When the head of one of North Carolina’s largest and most tech-savvy news organizations speaks up about the role of the Internet in the newsroom, people tend to notice.
While taking one of his scarce breaks during the final week of publication for the semester, Daily Tar Heel Editor in Chief Andrew Dunn shot off a reflective tweet to his more than 1,500 followers:
andrew_dunn: I’m going to put something out there: I think new reporters should be forbidden from using the Internet for research.
It was a bold statement. It’s also influential, considering the fact that Dunn is one of hundreds of college newsroom managers responsible for some of the first and best training American journalists receive.
You can debate the pros, cons and more cons of journalism school all day long, but at the end of the day, you’re writing, shooting or editing for one person — a professor. In the college newsroom — whether it’s print, radio, or television — you’re writing for thousands.

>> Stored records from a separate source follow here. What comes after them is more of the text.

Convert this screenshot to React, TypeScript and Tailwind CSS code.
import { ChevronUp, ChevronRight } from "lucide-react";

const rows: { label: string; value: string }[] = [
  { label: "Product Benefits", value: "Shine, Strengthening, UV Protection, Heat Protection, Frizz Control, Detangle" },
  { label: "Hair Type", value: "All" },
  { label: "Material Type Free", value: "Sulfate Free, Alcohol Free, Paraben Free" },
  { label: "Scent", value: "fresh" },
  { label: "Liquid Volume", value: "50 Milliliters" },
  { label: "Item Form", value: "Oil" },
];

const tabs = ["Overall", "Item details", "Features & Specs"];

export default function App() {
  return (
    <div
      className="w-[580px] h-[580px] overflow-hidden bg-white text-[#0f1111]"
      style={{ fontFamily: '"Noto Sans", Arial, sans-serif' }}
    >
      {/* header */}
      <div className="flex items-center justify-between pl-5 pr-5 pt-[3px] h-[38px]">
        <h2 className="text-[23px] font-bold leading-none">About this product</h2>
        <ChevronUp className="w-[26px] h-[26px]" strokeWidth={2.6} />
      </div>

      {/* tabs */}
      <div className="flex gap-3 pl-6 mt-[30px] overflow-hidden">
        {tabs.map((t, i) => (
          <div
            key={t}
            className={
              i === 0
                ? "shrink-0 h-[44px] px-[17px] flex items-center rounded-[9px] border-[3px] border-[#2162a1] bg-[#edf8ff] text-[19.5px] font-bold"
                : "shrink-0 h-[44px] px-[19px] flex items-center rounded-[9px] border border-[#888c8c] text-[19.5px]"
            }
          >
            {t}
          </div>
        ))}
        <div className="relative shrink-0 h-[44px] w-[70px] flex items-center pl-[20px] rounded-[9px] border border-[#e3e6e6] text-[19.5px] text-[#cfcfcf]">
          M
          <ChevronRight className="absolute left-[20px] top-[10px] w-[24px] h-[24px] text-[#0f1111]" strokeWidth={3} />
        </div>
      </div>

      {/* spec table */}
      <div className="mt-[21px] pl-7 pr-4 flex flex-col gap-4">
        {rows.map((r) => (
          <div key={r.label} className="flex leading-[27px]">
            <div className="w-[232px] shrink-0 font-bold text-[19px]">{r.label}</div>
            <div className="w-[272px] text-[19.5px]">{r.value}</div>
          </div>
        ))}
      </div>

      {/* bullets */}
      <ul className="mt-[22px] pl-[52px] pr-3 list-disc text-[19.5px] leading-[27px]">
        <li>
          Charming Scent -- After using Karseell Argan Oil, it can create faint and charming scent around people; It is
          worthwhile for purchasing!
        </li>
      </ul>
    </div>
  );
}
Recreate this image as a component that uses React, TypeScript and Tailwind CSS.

The value there is clear. And Dunn seems to agree.
When I caught up with him over the phone Friday afternoon, he said he was cognizant of the important role college newsrooms play in training budding journalists.
“We pride ourselves on the fact that we’re going to give you a better journalism education than a journalism class,” Dunn said. “We’re more like a learning lab that produces a product that brings in $1.4 million a year.”

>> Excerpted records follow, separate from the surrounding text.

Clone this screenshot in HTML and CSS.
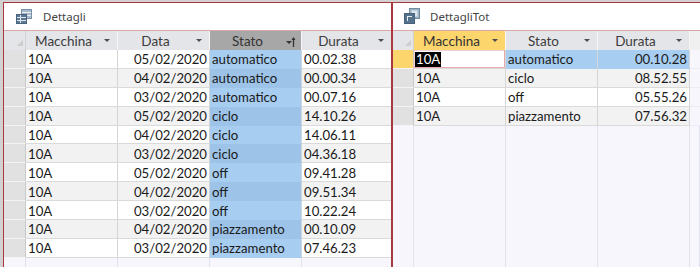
FILE: index.html
```html
<!DOCTYPE html>
<html lang="it">
<head>
<meta charset="utf-8">
<title>Dettagli</title>
<link rel="stylesheet" href="styles.css">
</head>
<body>
<div class="desk">
  <section class="win win-left">
    <div class="title">
      <svg class="ico" width="16" height="15" viewBox="0 0 16 15">
        <rect x="5.5" y="0.5" width="10" height="9" fill="#a9b9c9" stroke="#7890a8"/>
        <line x1="6" y1="3.5" x2="15" y2="3.5" stroke="#e9eef3"/>
        <line x1="6" y1="6.5" x2="15" y2="6.5" stroke="#e9eef3"/>
        <rect x="0.5" y="5.5" width="10" height="9" fill="#5d7893" stroke="#4a6480"/>
        <line x1="1" y1="8.5" x2="10" y2="8.5" stroke="#dfe7ef"/>
        <line x1="1" y1="11.5" x2="10" y2="11.5" stroke="#dfe7ef"/>
        <line x1="4.5" y1="6" x2="4.5" y2="14" stroke="#dfe7ef"/>
      </svg>
      <span>Dettagli</span>
    </div>
    <div class="grid">
      <div class="hrow">
        <div class="hc sel-l corner"><i class="tri"></i></div>
        <div class="hc w92">Macchina<i class="dd"></i></div>
        <div class="hc w92">Data<i class="dd"></i></div>
        <div class="hc w92 sorted">Stato
          <svg class="sorticon" width="10" height="11" viewBox="0 0 10 11">
            <path d="M0 5h6l-3 3z" fill="#333"/>
            <path d="M7.5 11V2" stroke="#333" stroke-width="1.3"/>
            <path d="M5.5 4l2-3 2 3z" fill="#333"/>
          </svg>
        </div>
        <div class="hc w89 last">Durata<i class="dd"></i></div>
      </div>
      <div class="row"><div class="c sel-l"></div><div class="c w92">10A</div><div class="c w92 r">05/02/2020</div><div class="c w92 blue">automatico</div><div class="c w89 last">00.02.38</div></div>
      <div class="row alt"><div class="c sel-l"></div><div class="c w92">10A</div><div class="c w92 r">04/02/2020</div><div class="c w92 blue">automatico</div><div class="c w89 last">00.00.34</div></div>
      <div class="row"><div class="c sel-l"></div><div class="c w92">10A</div><div class="c w92 r">03/02/2020</div><div class="c w92 blue">automatico</div><div class="c w89 last">00.07.16</div></div>
      <div class="row alt"><div class="c sel-l"></div><div class="c w92">10A</div><div class="c w92 r">05/02/2020</div><div class="c w92 blue">ciclo</div><div class="c w89 last">14.10.26</div></div>
      <div class="row"><div class="c sel-l"></div><div class="c w92">10A</div><div class="c w92 r">04/02/2020</div><div class="c w92 blue">ciclo</div><div class="c w89 last">14.06.11</div></div>
      <div class="row alt"><div class="c sel-l"></div><div class="c w92">10A</div><div class="c w92 r">03/02/2020</div><div class="c w92 blue">ciclo</div><div class="c w89 last">04.36.18</div></div>
      <div class="row"><div class="c sel-l"></div><div class="c w92">10A</div><div class="c w92 r">05/02/2020</div><div class="c w92 blue">off</div><div class="c w89 last">09.41.28</div></div>
      <div class="row alt"><div class="c sel-l"></div><div class="c w92">10A</div><div class="c w92 r">04/02/2020</div><div class="c w92 blue">off</div><div class="c w89 last">09.51.34</div></div>
      <div class="row"><div class="c sel-l"></div><div class="c w92">10A</div><div class="c w92 r">03/02/2020</div><div class="c w92 blue">off</div><div class="c w89 last">10.22.24</div></div>
      <div class="row alt"><div class="c sel-l"></div><div class="c w92">10A</div><div class="c w92 r">04/02/2020</div><div class="c w92 blue">piazzamento</div><div class="c w89 last">00.10.09</div></div>
      <div class="row"><div class="c sel-l"></div><div class="c w92">10A</div><div class="c w92 r">03/02/2020</div><div class="c w92 blue">piazzamento</div><div class="c w89 last">07.46.23</div></div>
      <div class="empty"><div class="e sel-l"></div><div class="e w92"></div><div class="e w92"></div><div class="e w92"></div><div class="e w89 last"></div></div>
    </div>
  </section>

  <section class="win win-right">
    <div class="title title-r">
      <svg class="ico" width="16" height="16" viewBox="0 0 16 16">
        <rect x="5.5" y="0.5" width="10" height="10" fill="#9fb4c4" stroke="#6f8ca3"/>
        <rect x="7.5" y="2.5" width="6" height="6" fill="#dce6ee"/>
        <rect x="0.5" y="5.5" width="10" height="10" fill="#55728d" stroke="#45617c"/>
        <path d="M3 8h5v1H4v4H3z" fill="#e6edf3"/>
      </svg>
      <span>DettagliTot</span>
    </div>
    <div class="grid">
      <div class="hrow">
        <div class="hc sel-r corner"><i class="tri"></i></div>
        <div class="hc w92 active">Macchina<i class="dd"></i></div>
        <div class="hc w92">Stato<i class="dd"></i></div>
        <div class="hc w92">Durata<i class="dd"></i></div>
        <div class="hc fill"></div>
      </div>
      <div class="row"><div class="c sel-r cur"></div><div class="c w92 focus"><span class="hl">10A</span></div><div class="c w92 blue">automatico</div><div class="c w92 blue r">00.10.28</div><div class="e fill"></div></div>
      <div class="row alt"><div class="c sel-r"></div><div class="c w92">10A</div><div class="c w92">ciclo</div><div class="c w92 r">08.52.55</div><div class="e fill"></div></div>
      <div class="row"><div class="c sel-r"></div><div class="c w92">10A</div><div class="c w92">off</div><div class="c w92 r">05.55.26</div><div class="e fill"></div></div>
      <div class="row alt"><div class="c sel-r"></div><div class="c w92">10A</div><div class="c w92">piazzamento</div><div class="c w92 r">07.56.32</div><div class="e fill"></div></div>
      <div class="empty"><div class="e sel-r"></div><div class="e w92"></div><div class="e w92"></div><div class="e w92"></div><div class="e fill"></div></div>
    </div>
  </section>
</div>
</body>
</html>
```

FILE: styles.css
```css
* { box-sizing: border-box; }
html, body { margin: 0; height: 100%; }
body {
  background: #d2d2d2;
  font-family: Lato, "Liberation Sans", sans-serif;
  overflow: hidden;
}
.desk {
  display: flex;
  height: 267px;
  padding: 2px 0 0 3px;
}
.win {
  background: #fff;
  border: 1px solid #a83a3f;
  border-bottom: none;
  display: flex;
  flex-direction: column;
}
.win-left { width: 389px; flex: none; }
.win-right { flex: 1; border-right: none; }

.title {
  height: 27px;
  flex: none;
  display: flex;
  align-items: center;
  gap: 11px;
  padding: 0 0 1px 12px;
  font: 11.5px "Noto Sans", "Open Sans", sans-serif;
  color: #444;
}
.title-r { padding-left: 11px; gap: 10px; }
.ico { flex: none; display: block; }

.grid {
  flex: 1;
  display: flex;
  flex-direction: column;
  background: #f6f6fc;
}
.hrow {
  display: flex;
  height: 20px;
  flex: none;
  border-top: 1px solid #d9a6a8;
  background: #e4e5e9;
}
.hc {
  position: relative;
  height: 100%;
  display: flex;
  align-items: center;
  justify-content: center;
  padding-right: 16px;
  font-size: 13.5px;
  color: #3c3c3c;
  border-right: 1px solid #f6f6f6;
  white-space: nowrap;
}
.hc.sorted { background: #a7a7a7; color: #333; }
.hc.active { background: #fcd56c; color: #333; }
.hc.corner { padding: 0; border-right-color: #d2d2d2; }
.hc.fill { flex: 1; background: #f0f0f0; border-right: none; padding: 0; }
.hc.last { border-right: none; }

.dd {
  position: absolute;
  right: 7px;
  top: 8px;
  width: 0;
  height: 0;
  border-left: 3px solid transparent;
  border-right: 3px solid transparent;
  border-top: 3px solid #4d4d4d;
}
.tri {
  position: absolute;
  right: 2px;
  bottom: 4px;
  width: 0;
  height: 0;
  border-left: 6px solid transparent;
  border-bottom: 6px solid #cdcdcd;
}
.sorticon { position: absolute; right: 5px; top: 5px; }

.row {
  display: flex;
  height: 18.9px;
  flex: none;
  background: #fff;
}
.row.alt { background: #f2f2f2; }
.c {
  height: 100%;
  display: flex;
  align-items: center;
  padding: 1px 2px 0;
  font-size: 13.2px;
  color: #1a1a1a;
  white-space: nowrap;
  overflow: hidden;
  border-right: 1px solid #d5d5d5;
  border-bottom: 1px solid #dadada;
}
.c.r { justify-content: flex-end; }
.c.last { border-right: none; }
.c.blue { background: #a7cdf1; border-bottom-color: #a7cdf1; }
.row.alt .c.blue { background: #9dc4e8; border-bottom-color: #9dc4e8; }
.c.focus {
  background: #fff;
  box-shadow: inset -1px -1px 0 #eaa9ab, inset 1px 1px 0 #f3d0d1;
}
.hl { background: #000; color: #fff; padding: 0 1px; margin-left: -1px; line-height: 15px; }

.sel-l { width: 22px; flex: none; }
.sel-r { width: 21px; flex: none; }
.c.sel-l, .c.sel-r {
  background: #e1e1e1;
  border-right-color: #c9c9c9;
  border-bottom-color: #f4f4f4;
}
.c.sel-r.cur { background: #fcd56c; }
.w92 { width: 92px; flex: none; }
.w89 { width: 89px; flex: none; }
.fill { flex: 1; }

.empty { flex: 1; display: flex; }
.e {
  height: 100%;
  border-right: 1px solid #e2e2ee;
  background: #f6f6fc;
}
.e.last { border-right: none; }
.row .e.fill { border-right: none; border-bottom: 1px solid #ececf4; }
```
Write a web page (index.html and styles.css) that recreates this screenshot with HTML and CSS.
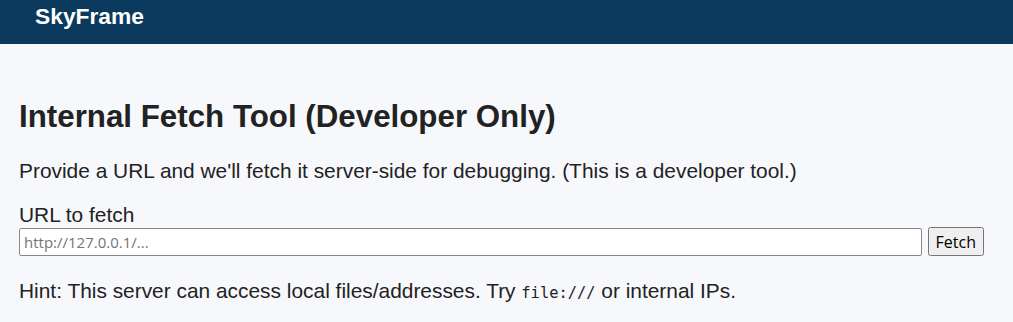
FILE: index.html
```html
<!DOCTYPE html>
<html lang="en">

<head>
    <meta charset="UTF-8">
    <meta name="viewport" content="width=device-width, initial-scale=1.0">
    <title>SkyFrame - Internal Fetch Tool</title>
    <link rel="stylesheet" href="styles.css">
</head>

<body>
    <header class="topbar">
        <span class="brand">SkyFrame</span>
    </header>
    <section class="main">
        <h1>Internal Fetch Tool (Developer Only)</h1>
        <p>Provide a URL and we'll fetch it server-side for debugging. (This is a developer tool.)</p>
        <form class="fetch-form">
            <label for="urlInput">URL to fetch</label>
            <div class="row">
                <input type="text" id="urlInput" name="url" placeholder="http://127.0.0.1/...">
                <button type="submit">Fetch</button>
            </div>
        </form>
        <p class="hint">Hint: This server can access local files/addresses. Try <code>file:///</code> or internal IPs.</p>
    </section>
</body>

</html>
```

FILE: styles.css
```css
* {
    box-sizing: border-box;
}

body {
    font-family: "Liberation Sans", Arial, sans-serif;
    font-size: 20.9px;
    color: #222;
    background-color: #f7f8fc;
    margin: 0;
}

.topbar {
    height: 44px;
    background-color: #0b3a5e;
    padding: 0 35px;
    display: flex;
    align-items: center;
}

.brand {
    color: #fff;
    font-weight: 700;
    font-size: 22.8px;
    margin-top: -12px;
}

.main {
    padding: 29px 19px 0;
}

h1 {
    font-size: 31.3px;
    margin: 26px 0 24px;
}

p {
    margin: 0 0 20px;
}

label {
    display: block;
}

.row {
    display: flex;
    gap: 6px;
    align-items: center;
}

input[type="text"] {
    flex: 1;
    font-family: "Open Sans", sans-serif;
    font-size: 15px;
    padding: 2px 4px;
    height: 28px;
    border: 1px solid #888;
    border-radius: 2px;
}

button {
    font-family: "Open Sans", sans-serif;
    font-size: 16px;
    height: 29px;
    margin-right: 10px;
}

.hint {
    margin-top: 23px;
}

code {
    font-family: "DejaVu Sans Mono", monospace;
    font-size: 15.4px;
}
```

Given the Internet-loving demographic on Twitter, responses to Dunn’s tweet were pretty diverse.
Some agreed and retweeted. Others wanted to know more:
To the hilarious:
“It seems like a lot of journalists are latching onto skills that young people are expected to know,” Dunn said. “The old-school shoeleather reporting skills may get lost in the shuffle.”

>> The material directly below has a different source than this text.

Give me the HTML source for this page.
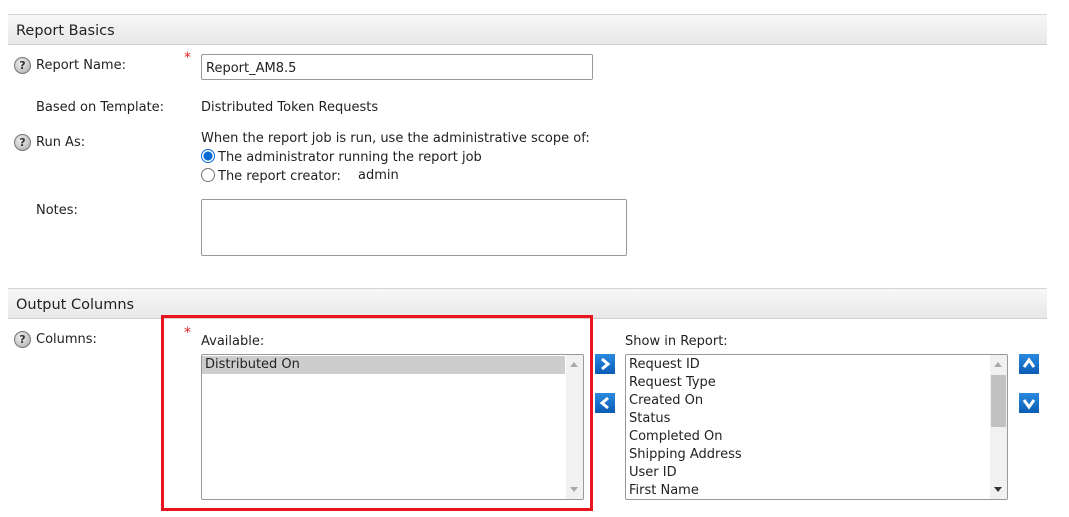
<!DOCTYPE html>
<html><head><style>
*{margin:0;padding:0;box-sizing:border-box}
body{width:1069px;height:517px;background:#fff;font-family:"DejaVu Sans","Liberation Sans",sans-serif;font-size:13px;color:#222;position:relative;overflow:hidden}
.a{position:absolute;white-space:nowrap}
.hdr{position:absolute;left:8px;width:1039px;height:31px;background:linear-gradient(#f7f7f7,#e8e8e8);border-top:1px solid #d4d4d4;border-bottom:1px solid #d0d0d0;font-size:14.5px;padding:8px 0 0 8px;color:#222}
.help{position:absolute;width:17px;height:17px;border-radius:50%;background:radial-gradient(circle at 40% 35%,#f2f2f2,#a8a8a8);border:1px solid #777;font-size:11px;font-weight:bold;text-align:center;line-height:15px;color:#333}
.star{position:absolute;color:#d22;font-size:14px}
.box{position:absolute;border:1px solid #999;background:#fff;border-radius:2px}
.radio{position:absolute;width:14px;height:14px;border-radius:50%;border:1px solid #777;background:#fff}
.btn{position:absolute;width:20px;height:20px;background:linear-gradient(#2a8ae0,#0b5cb5)}
.sb{position:absolute;right:0;top:0;bottom:0;width:17px;background:#f1f1f1}
.li{height:18px;line-height:18px;padding-left:3px;font-size:13px}
.ar{position:absolute;left:4px;width:0;height:0;border-left:4px solid transparent;border-right:4px solid transparent}
</style></head><body>
<div class="hdr" style="top:14px">Report Basics</div>
<div class="help" style="left:14px;top:57px">?</div>
<div class="a" style="left:36px;top:58px">Report Name:</div>
<div class="star" style="left:184px;top:50px">*</div>
<div class="box" style="left:201px;top:54px;width:392px;height:26px;padding:6px 0 0 4px">Report_AM8.5</div>
<div class="a" style="left:36px;top:100px">Based on Template:</div>
<div class="a" style="left:201px;top:100px">Distributed Token Requests</div>
<div class="help" style="left:14px;top:134px">?</div>
<div class="a" style="left:36px;top:135px">Run As:</div>
<div class="a" style="left:201px;top:131px">When the report job is run, use the administrative scope of:</div>
<div class="radio" style="left:201px;top:149px;border-color:#0a6ad6;background:radial-gradient(circle,#0a6ad6 0 4px,#fff 5px)"></div>
<div class="a" style="left:218px;top:150px">The administrator running the report job</div>
<div class="radio" style="left:201px;top:168px"></div>
<div class="a" style="left:218px;top:169px">The report creator:</div>
<div class="a" style="left:358px;top:168px">admin</div>
<div class="a" style="left:36px;top:203px">Notes:</div>
<div class="box" style="left:201px;top:199px;width:426px;height:57px"></div>
<div class="hdr" style="top:288px">Output Columns</div>
<div class="help" style="left:14px;top:331px">?</div>
<div class="a" style="left:36px;top:332px">Columns:</div>
<div class="star" style="left:184px;top:325px">*</div>
<div class="a" style="left:201px;top:334px">Available:</div>
<div class="box" style="left:201px;top:354px;width:383px;height:146px;overflow:hidden"><div class="sb"><div class="ar" style="top:7px;border-bottom:5px solid #aaa"></div><div class="ar" style="bottom:7px;border-top:5px solid #aaa"></div></div><div class="li" style="background:#cdcdcd;margin-right:18px;margin-top:1px">Distributed On</div></div>
<div style="position:absolute;left:161px;top:315px;width:432px;height:196px;border:3px solid #e8141e"></div>
<div class="btn" style="left:595px;top:354px"><svg width="20" height="20"><path d="M7 5 L13 10 L7 15" stroke="#fff" stroke-width="3" fill="none"/></svg></div>
<div class="btn" style="left:595px;top:393px"><svg width="20" height="20"><path d="M13 5 L7 10 L13 15" stroke="#fff" stroke-width="3" fill="none"/></svg></div>
<div class="a" style="left:625px;top:334px">Show in Report:</div>
<div class="box" style="left:625px;top:354px;width:383px;height:146px;overflow:hidden"><div class="sb"><div class="ar" style="top:7px;border-bottom:5px solid #aaa"></div><div style="position:absolute;left:1px;right:1px;top:20px;height:52px;background:#c1c1c1"></div><div class="ar" style="bottom:7px;border-top:5px solid #333"></div></div>
<div style="margin-top:1px"><div class="li">Request ID</div><div class="li">Request Type</div><div class="li">Created On</div><div class="li">Status</div><div class="li">Completed On</div><div class="li">Shipping Address</div><div class="li">User ID</div><div class="li">First Name</div></div></div>
<div class="btn" style="left:1019px;top:354px"><svg width="20" height="20"><path d="M5 13 L10 6 L15 13" stroke="#fff" stroke-width="3" fill="none"/></svg></div>
<div class="btn" style="left:1019px;top:393px"><svg width="20" height="20"><path d="M5 7 L10 14 L15 7" stroke="#fff" stroke-width="3" fill="none"/></svg></div>
</body></html>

But Dunn said he doesn’t want to teach reporters that the Internet is a bad thing. The key is how to use it responsibly.
“I was trying to draw attention to using the Internet as a crutch,” Dunn said. “The Internet is a great tool, but I want to make sure we use it as a tool.”
One of Dunn’s concerns is that reporters may become too dependent on Internet research and social networking and fail to accurately reflect what’s happening on campus. That concern has grown even more acute among the staff as the DTH plans to move from its office in the student union to a new location half a mile away.
But Dunn says he thinks the move will force staff members to get out to campus more often instead of assuming they have their fingers on the pulse of readers.
“Every edition of the [college] newspaper should show you are in the middle of campus,” Dunn said.
Contrary to popular belief, the use of the Internet and social media can definitely help in that regard. A recent study by the Internet and American Life Project found that “Internet use in general and use of social networking services such as Facebook in particular are associated with having a more diverse social network.” That diversity of sources is even more likely for the college journalist, who can count on a largely homogeneous and relatively tech-savvy readership.
But the danger comes when they take those digital skills out into the larger populace, where they may lose sight of the offline forest for the wired trees. After all, more than 25 percent of the U.S. population doesn’t use the Internet.
College is the time to learn the balance between skills in new media and traditional reporting, and it’s imperative for editors like Dunn to constantly reexamine how those skills are put into practice.
“I don’t want to tell people that the Internet is bad,” Dunn said. “I think it’s important to teach reporters both sides of it.”